6. Kavtaria, G., Azoni, Tbilisi State University Press. Tbilisi 2000 (in Georgian).
7. Kekelidze, K., Leonti Mrovelis literaturuli cqaroebi [The literary sources of the chronicle by Leonti Mroveli], Tbilisis saxelmcip’o universitetis shromebi 3, Tbilisi 1923 (in Georgian): 48-55.
8. Lerner, C., The Wellspring of Georgian Historiography. The Early Medieval Historic Chronicle: The Conversion of K’art’li and The Life of St. Nino. Translated with Introduction, Commentary and Indices by Constantine B. Lerner. Bennet and Bloom, London 2004.
9. Lerner, M., Anlage und Quellen des Bereshit Rabba, Berlin 1882.
10. Levi, I., Un nouveau roman d’Alexander: Festshrift zum Achtzigsten Geburste Moritz Steinschneider, Leipzig 1896 (Text in Hebrew): 142-163.

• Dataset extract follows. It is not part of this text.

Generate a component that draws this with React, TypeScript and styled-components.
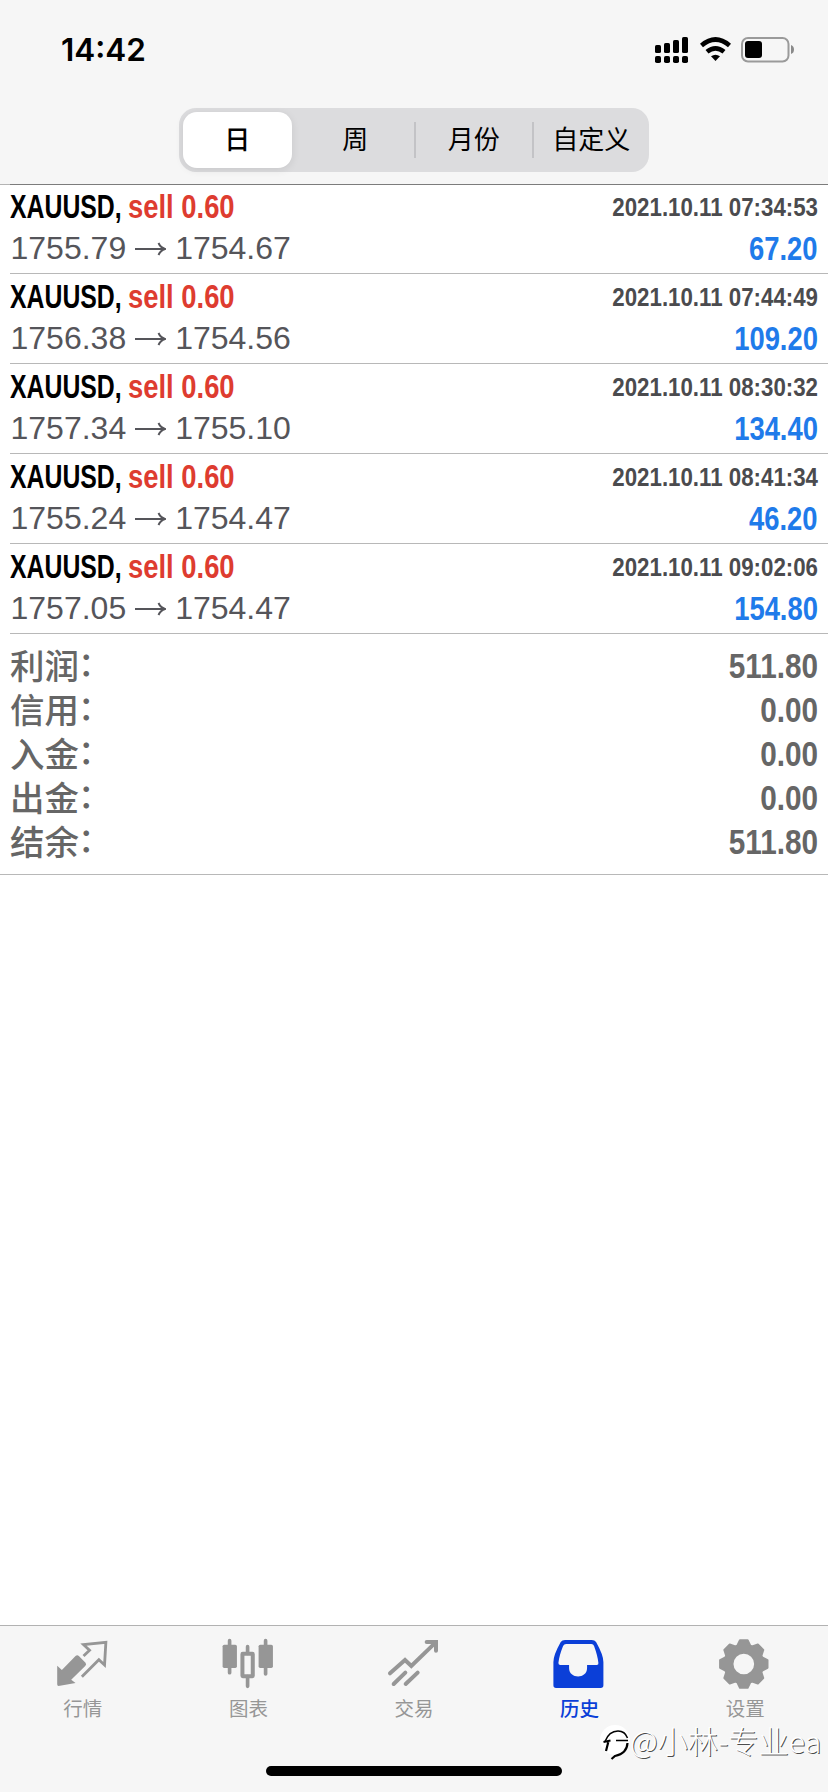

11. Levy,Y., English-Hebrew – Hebrew-English Dictionary. Oxford 1994.
12. Liddel, H. G. and Scott, R., A Greek-English Lexicon. Oxford 1968.
13. Thomson, R. W., Rewriting Caucasian History. The Medieval Armenian Adaptation of the Georgian Chronicle. The Original Georgian Text and the Armenian Adaptation. Oxford 1996.
14. Trumpf, J., Vita Alexandri Regis Macedonum. Stuttgart 1974.